İki olayın zamanlaması da dikkat çekici. Khodorkovsky’nin sorunları, Rusya Devlet Başkanı Vladimir Putin’e açıkça karşı koyarak, devletteki yozlaşmaya dikkat çekmesinin ardından ortaya çıktı. Benzer bir şekilde Ma’nın yaşadığı sorunlar da, Çin’in bankacılık sisteminin eleştirmesinin ardından yaşandı ve Ant’ın rekor kıracak olan halka arzı iptal oldu. İki olayda da, tüm şirketler için oldukça belirgin uyarı sinyalleri var.

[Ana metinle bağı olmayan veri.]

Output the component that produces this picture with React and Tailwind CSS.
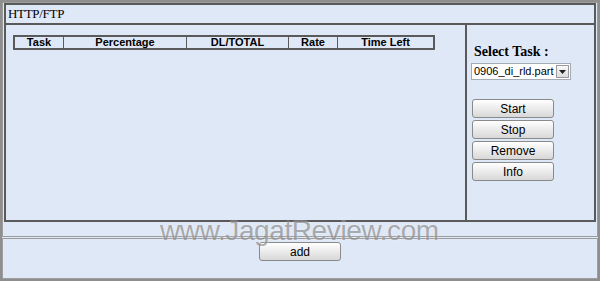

Bloomberg’in haberine göre, Yukos olayı Rusya için bir dönüm noktası oldu. Bu olay, 2000’li yılların başlangıcındaki görece özgürlüklerin sonu ve daha katı bir ulusal kontrolün başlangıcı oldu. Devletin güç sahibi olduğu ve bunu kullanacağı yatırımcılara gösterildi. Tüm yaşananlar, girişimcilerin, inovasyonun ve yabancı yatırımcıların önünü kesen bir belirsizlik ve korku ortamı yarattı.
Çin’de bir sonraki aşamada neler olacağını düşünürken, Rusya’da yaşananları akılda bulundurmak oldukça faydalı. Bu Ant’in de Yukos benzeri bir sonla karşılaşacağı anlamına gelmiyor. Ancak yine de, Ma’nın alanı için daha katı denetimler ortaya çıkabilir. Aynı zamanda, Çin’in teknoloji alanındaki dengeleri düzenlemek için bir ihtiyaç ortaya çıkıyor ve teknoloji alanındaki rekabet, Çin sınırlarının ötesine taşıyor. Pekin’in düzenleyicileri, yıllardır, Ant gibi inovatif girişimcilere serbestlik tanıdı. Ma da bu özgürlükler sayesinde büyüme yakaladı.
Bu anlamda, Peterson Institute for International Economics’ten Martin Chorzempa’nın söylediği gibi, Ant’e karşı gerçekleştirilen hamlenin zamanlaması, şirketin kapsamının, daha önce halka arz açıklamasındaki kadar detaylı anlaşılmamış olmasından kaynaklanıyor olabilir. Halka arz başlamadan önce, hızla müdahale etmek ve küçük ölçekli yatırımcıları korumak için önlem alınmak istemiş olabilir. Ma’nın Şangay’da yaptığı konuşma, baskıya işaret ediyordu ve bunu siyasi olarak mümkün kıldı.
Ekonomik özgürlükler ve siyasi kısıtlamaların dengelenmeye çalışıldığı ülkelerde, bu tür baskıların tam etkisini tam anlamıyla tahmin etmek oldukça güç.
Örneğin daha fazla hükümete ait şirketin alım yapmasına izin vermek ise tehlikeli bir hamle olabilir. Elbette, Ma ve imparatorluğuna yönelik daha fazla darbenin etkisi önemli olacak. Sonuç olarak, Ma’nın önüne geçmek, Rusya’da Khodorkovsky’yi engellemek kadar kolay olmayabilir. Zira Ma’nın zarar görmesi, Çin’in inovasyonunu da etkileyecek.